Prices can and probably will occasionally fix below zero which means the headline rate of the CFD will actually be lower; there are some forecasters that believe this could be as much as 5%, so a headline CfD rate of £80/MWh would actually deliver at £76/MWh.
Things may improve eventually when large-scale energy storage arrives in the form of hydrogen electrolysis, rebalancing supply and demand somewhat. But even an economically optimised grid is likely to have policy planned curtailment levels of 15% or more to ensure sufficient capacity is available, so times of surplus wind power will still occur.
Heading off dysfunction
Overall, it seems very likely that a dysfunctional pattern will occur during windy weather where prompt over-the-counter power prices are slightly negative, the auction clears at exactly £0/MWh, and post-auction spot prices trade at deeply negative numbers. This will lead to increased balancing costs for generators further reducing their net revenues and undermining the energy transition.
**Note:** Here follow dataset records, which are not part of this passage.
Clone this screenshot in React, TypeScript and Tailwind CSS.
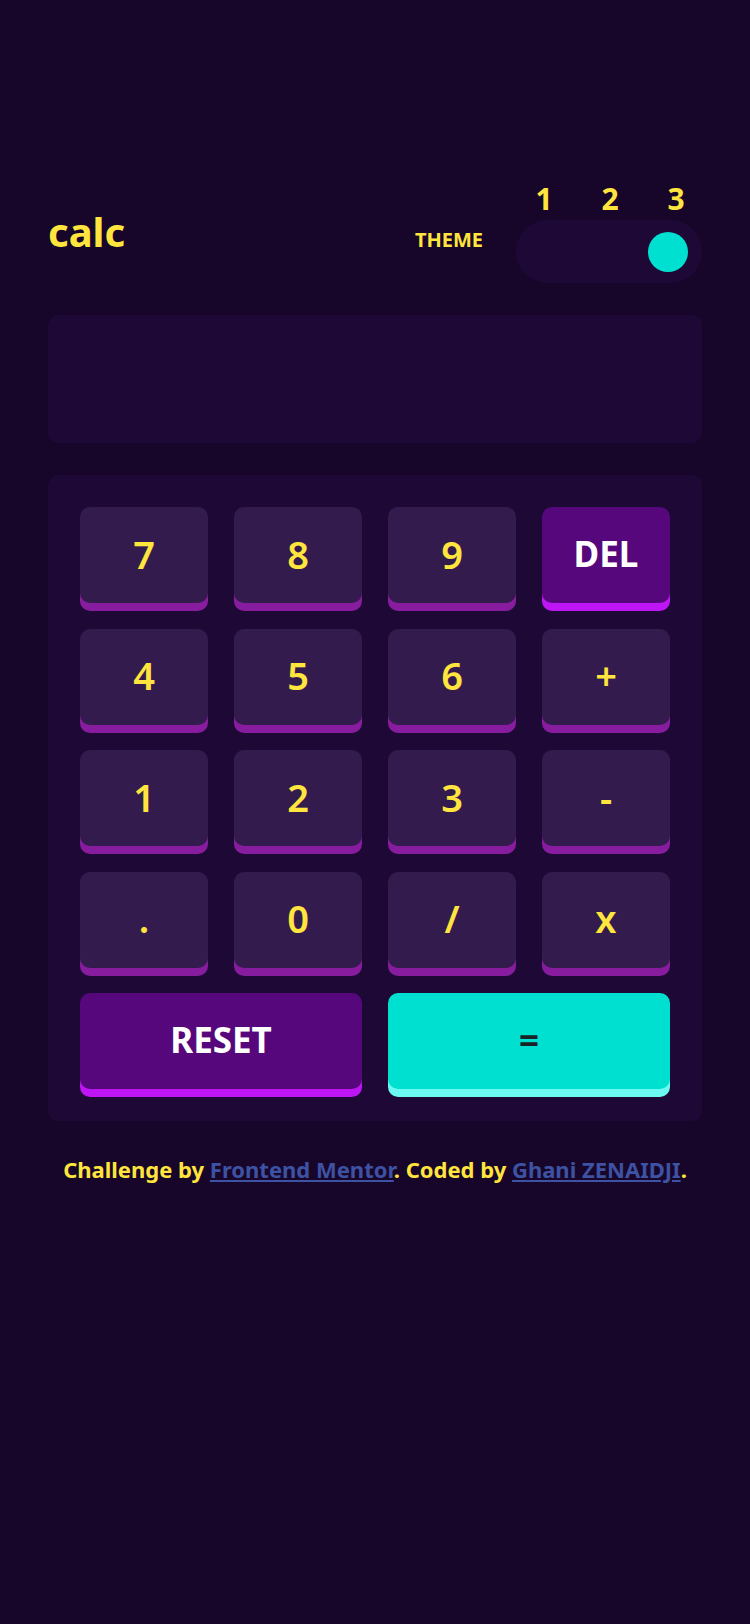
import React from 'react';

type Key = { label: string; kind?: 'num' | 'del' | 'reset' | 'equal' };

const keys: Key[] = [
  { label: '7' }, { label: '8' }, { label: '9' }, { label: 'DEL', kind: 'del' },
  { label: '4' }, { label: '5' }, { label: '6' }, { label: '+' },
  { label: '1' }, { label: '2' }, { label: '3' }, { label: '-' },
  { label: '.' }, { label: '0' }, { label: '/' }, { label: 'x' },
  { label: 'RESET', kind: 'reset' }, { label: '=', kind: 'equal' },
];

function KeyButton({ k }: { k: Key }) {
  if (k.kind === 'del' || k.kind === 'reset') {
    return (
      <button
        className={`flex h-24 items-center justify-center rounded-[10px] bg-[#56077c] pb-[3px] text-[35px] font-bold leading-none text-white shadow-[0_8px_0_#be15f4] ${
          k.kind === 'reset' ? 'col-span-2' : ''
        }`}
      >
        {k.label}
      </button>
    );
  }
  if (k.kind === 'equal') {
    return (
      <button className="col-span-2 flex h-24 items-center justify-center rounded-[10px] bg-[#00e0d1] pb-[3px] text-[35px] font-bold leading-none text-[#1a2327] shadow-[0_8px_0_#6cf9f1]">
        {k.label}
      </button>
    );
  }
  return (
    <button className="flex h-24 items-center justify-center rounded-[10px] bg-[#331c4d] pb-[3px] text-[38px] font-semibold leading-none text-[#ffe53d] shadow-[0_8px_0_#881c9e]">
      {k.label}
    </button>
  );
}

export default function App() {
  return (
    <main className="min-h-screen bg-[#17062a] pt-[184px] font-['Noto_Sans',sans-serif] text-[#ffe53d]">
      <div className="mx-auto w-[654px]">
        {/* header */}
        <header className="flex items-end justify-between">
          <h1 className="mb-[31px] text-[40px] font-bold leading-none">calc</h1>
          <div className="flex items-end">
            <span className="mb-[33px] mr-[33px] text-[20px] font-bold leading-none">THEME</span>
            <div>
              <div className="mb-[6px] flex justify-end gap-[46px] pr-[16px] text-[30px] font-bold leading-none">
                <span className="w-5 text-center">1</span>
                <span className="w-5 text-center">2</span>
                <span className="w-5 text-center">3</span>
              </div>
              <div className="flex h-[63px] w-[186px] items-center justify-end rounded-full bg-[#1e0936] pr-[14px]">
                <div className="size-10 rounded-full bg-[#00e0d1]" />
              </div>
            </div>
          </div>
        </header>

        {/* screen */}
        <div className="mt-8 h-32 rounded-[10px] bg-[#1e0936]" />

        {/* keypad */}
        <div className="mt-8 grid grid-cols-4 gap-x-[26px] gap-y-[25.5px] rounded-[10px] bg-[#1e0936] p-8">
          {keys.map((k) => (
            <KeyButton key={k.label} k={k} />
          ))}
        </div>

        <p className="mt-[37px] text-center text-[22px] font-bold leading-none">
          Challenge by{' '}
          <a href="#" className="text-[#3e52a3] underline">
            Frontend Mentor
          </a>
          . Coded by{' '}
          <a href="#" className="text-[#3e52a3] underline">
            Ghani ZENAIDJI
          </a>
          .
        </p>
      </div>
    </main>
  );
}
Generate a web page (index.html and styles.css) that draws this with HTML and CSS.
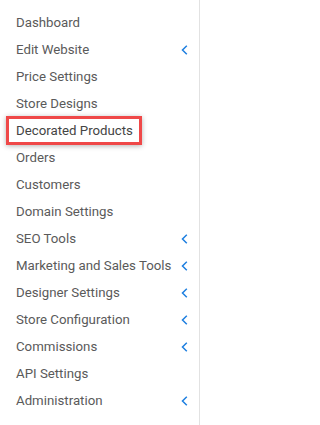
FILE: index.html
```html
<!DOCTYPE html>
<html>
<head>
<meta charset="utf-8">
<link rel="stylesheet" href="styles.css">
</head>
<body>
<nav class="sidebar">
  <ul class="menu">
    <li class="item"><span class="label">Dashboard</span></li>
    <li class="item"><span class="label">Edit Website</span><svg class="chev" viewBox="0 0 7 10"><polyline points="5.8,0.8 1.5,5 5.8,9.2"/></svg></li>
    <li class="item"><span class="label">Price Settings</span></li>
    <li class="item"><span class="label">Store Designs</span></li>
    <li class="item"><span class="label highlight">Decorated Products</span></li>
    <li class="item"><span class="label">Orders</span></li>
    <li class="item"><span class="label">Customers</span></li>
    <li class="item"><span class="label">Domain Settings</span></li>
    <li class="item"><span class="label">SEO Tools</span><svg class="chev" viewBox="0 0 7 10"><polyline points="5.8,0.8 1.5,5 5.8,9.2"/></svg></li>
    <li class="item"><span class="label">Marketing and Sales Tools</span><svg class="chev" viewBox="0 0 7 10"><polyline points="5.8,0.8 1.5,5 5.8,9.2"/></svg></li>
    <li class="item"><span class="label">Designer Settings</span><svg class="chev" viewBox="0 0 7 10"><polyline points="5.8,0.8 1.5,5 5.8,9.2"/></svg></li>
    <li class="item"><span class="label">Store Configuration</span><svg class="chev" viewBox="0 0 7 10"><polyline points="5.8,0.8 1.5,5 5.8,9.2"/></svg></li>
    <li class="item"><span class="label">Commissions</span><svg class="chev" viewBox="0 0 7 10"><polyline points="5.8,0.8 1.5,5 5.8,9.2"/></svg></li>
    <li class="item"><span class="label">API Settings</span></li>
    <li class="item"><span class="label">Administration</span><svg class="chev" viewBox="0 0 7 10"><polyline points="5.8,0.8 1.5,5 5.8,9.2"/></svg></li>
  </ul>
</nav>
</body>
</html>
```

FILE: styles.css
```css
html, body {
  margin: 0;
  padding: 0;
  background: #ffffff;
}
.sidebar {
  width: 199px;
  height: 425px;
  border-right: 1px solid #e2e2e2;
  font-family: Roboto, "Liberation Sans", sans-serif;
  font-size: 13.25px;
  color: #5a5a5a;
}
.menu {
  list-style: none;
  margin: 0;
  padding: 9px 0 0 0;
}
.item {
  display: flex;
  align-items: center;
  height: 27px;
  padding: 0 11px 0 16px;
  white-space: nowrap;
}
.label {
  line-height: 15px;
}
.highlight {
  display: inline-flex;
  align-items: center;
  height: 23px;
  margin-left: -10px;
  padding: 0 6px 0 7px;
  border: 3px solid #ef4848;
  box-shadow: 0 1px 5px rgba(0, 0, 0, 0.3);
  color: #444444;
}
.chev {
  margin-left: auto;
  width: 7px;
  height: 10px;
  fill: none;
  stroke: #1e7fe0;
  stroke-width: 1.5;
}
```
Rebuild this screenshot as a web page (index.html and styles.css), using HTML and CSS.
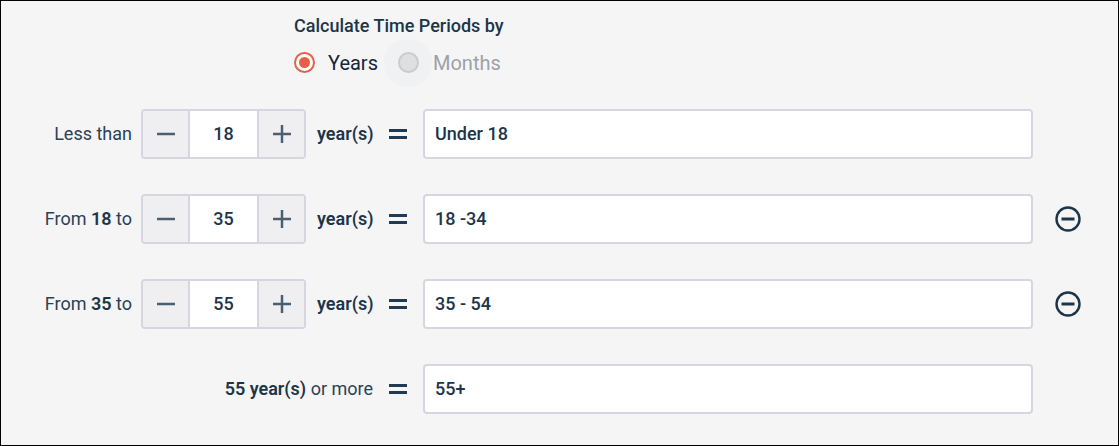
FILE: index.html
```html
<!DOCTYPE html>
<html lang="en">
<head>
<meta charset="utf-8">
<title>Calculate Time Periods</title>
<link rel="stylesheet" href="styles.css">
</head>
<body>
<main class="frame">
  <section class="period">
    <h2 class="period-title">Calculate Time Periods by</h2>
    <div class="radios">
      <label class="radio radio-on"><span class="radio-mark"></span><span class="radio-text">Years</span></label>
      <label class="radio radio-off"><span class="radio-mark"></span><span class="radio-text">Months</span></label>
    </div>
  </section>
  <section class="rows">
    <div class="row">
      <div class="row-label">Less than</div>
      <div class="stepper">
        <button class="step"><svg width="20" height="20" viewBox="0 0 20 20"><path d="M1 10h18"/></svg></button>
        <div class="step-value">18</div>
        <button class="step"><svg width="20" height="20" viewBox="0 0 20 20"><path d="M1 10h18M10 1v18"/></svg></button>
      </div>
      <div class="unit">year(s)</div>
      <div class="equals"></div>
      <div class="text-field">Under 18</div>
    </div>
    <div class="row">
      <div class="row-label">From <b>18</b> to</div>
      <div class="stepper">
        <button class="step"><svg width="20" height="20" viewBox="0 0 20 20"><path d="M1 10h18"/></svg></button>
        <div class="step-value">35</div>
        <button class="step"><svg width="20" height="20" viewBox="0 0 20 20"><path d="M1 10h18M10 1v18"/></svg></button>
      </div>
      <div class="unit">year(s)</div>
      <div class="equals"></div>
      <div class="text-field">18 -34</div>
      <svg class="remove" width="26" height="26" viewBox="0 0 26 26"><circle cx="13" cy="13" r="11.5"/><path d="M6.5 13h13"/></svg>
    </div>
    <div class="row">
      <div class="row-label">From <b>35</b> to</div>
      <div class="stepper">
        <button class="step"><svg width="20" height="20" viewBox="0 0 20 20"><path d="M1 10h18"/></svg></button>
        <div class="step-value">55</div>
        <button class="step"><svg width="20" height="20" viewBox="0 0 20 20"><path d="M1 10h18M10 1v18"/></svg></button>
      </div>
      <div class="unit">year(s)</div>
      <div class="equals"></div>
      <div class="text-field">35 - 54</div>
      <svg class="remove" width="26" height="26" viewBox="0 0 26 26"><circle cx="13" cy="13" r="11.5"/><path d="M6.5 13h13"/></svg>
    </div>
    <div class="row">
      <div class="row-label row-label-wide"><b>55 year(s)</b> or more</div>
      <div class="equals"></div>
      <div class="text-field">55+</div>
    </div>
  </section>
</main>
</body>
</html>
```
FILE: styles.css
```css
* { box-sizing: border-box; }
html, body { margin: 0; padding: 0; }
body { font-family: Roboto, "Liberation Sans", sans-serif; color: #1d3549; }
.frame {
  width: 1119px;
  height: 446px;
  border: 1px solid #000;
  background: #f5f5f5;
  padding: 15px 0 0 293px;
  overflow: hidden;
}
.period-title {
  margin: 0;
  font-size: 18px;
  line-height: 20px;
  font-weight: 500;
}
.radios { display: flex; align-items: center; margin-top: 16px; height: 21px; }
.radio { display: flex; align-items: center; gap: 13px; font-size: 20px; line-height: 21px; position: relative; }
.radio-text { padding-top: 2px; }
.radio-on { color: #16263a; margin-right: 20px; }
.radio-off { color: #9da1a8; gap: 14px; z-index: 0; }
.radio-mark {
  width: 21px;
  height: 21px;
  border-radius: 50%;
  border: 2px solid #e85f48;
  background: #fff;
  display: block;
  position: relative;
  flex: none;
}
.radio-on .radio-mark::after {
  content: "";
  position: absolute;
  inset: 3px;
  border-radius: 50%;
  background: #e85f48;
}
.radio-off .radio-mark { border-color: #cbcbcb; background: #dfdfdf; }
.radio-off .radio-mark::before {
  content: "";
  position: absolute;
  left: 50%;
  top: 50%;
  width: 48px;
  height: 48px;
  transform: translate(-50%, -50%);
  border-radius: 50%;
  background: #f0f1f3;
  z-index: -1;
}
.rows { margin: 36px 0 0 -293px; display: flex; flex-direction: column; gap: 35px; }
.row { display: flex; align-items: center; height: 50px; }
.row-label {
  width: 131px;
  text-align: right;
  font-size: 18px;
  line-height: 20px;
  color: #2a4256;
  margin-right: 9px;
  flex: none;
  white-space: nowrap;
}
.row-label b { font-weight: 600; color: #1d3549; }
.row-label-wide { width: 372px; margin-right: 16px; }
.stepper {
  display: flex;
  width: 165px;
  height: 50px;
  border: 2px solid #d6d6e2;
  border-radius: 4px;
  overflow: hidden;
  flex: none;
}
.step {
  width: 45px;
  padding: 0 0 0 1px;
  border: 0;
  background: #efeff1;
  display: flex;
  align-items: center;
  justify-content: center;
  flex: none;
}
.step svg { display: block; fill: none; stroke: #4a6072; stroke-width: 2.5; }
.step-value {
  flex: 1;
  background: #fff;
  border-left: 2px solid #d6d6e2;
  border-right: 2px solid #d6d6e2;
  text-align: center;
  font-size: 18px;
  font-weight: 500;
  line-height: 46px;
}
.unit { font-size: 18px; font-weight: 600; margin-left: 11px; width: 72px; flex: none; line-height: 20px; }
.equals {
  width: 18px;
  height: 10px;
  border-top: 3px solid #1f3a51;
  border-bottom: 3px solid #1f3a51;
  margin-right: 16px;
  flex: none;
}
.text-field {
  width: 610px;
  height: 50px;
  background: #fff;
  border: 2px solid #d6d6e2;
  border-radius: 4px;
  padding: 0 10px;
  font-size: 18px;
  font-weight: 500;
  line-height: 46px;
  flex: none;
}
.remove { margin-left: 22px; flex: none; fill: none; stroke: #1d3549; stroke-width: 2.4; }
.remove path { stroke-width: 3; }
```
What’s the solution? It must lie in a change to the terms set out in forthcoming rounds of CfDs. If there is too much concentration of wind farms doing the same thing in response to the same incentives, there will be no moderating influence.
So, in response, the government could amend the terms of future auction rounds to change the definition of NPPs so that, below a low number above £0/MWh, no top-up payment is received. Or, that at exactly £0/MWh, only a scaled back proportion of output will receive a top-up payment, in line with auction oversubscription. That said any changes to the rules may create uncertainties over the revenues of projects that get a CfD.
There are many other alternatives, but policy makers need to start working on a remedy before NPP gaming materialises as a problem. They can’t be caught napping with a sub-optimal support instrument, as they have been with biomass CfDs.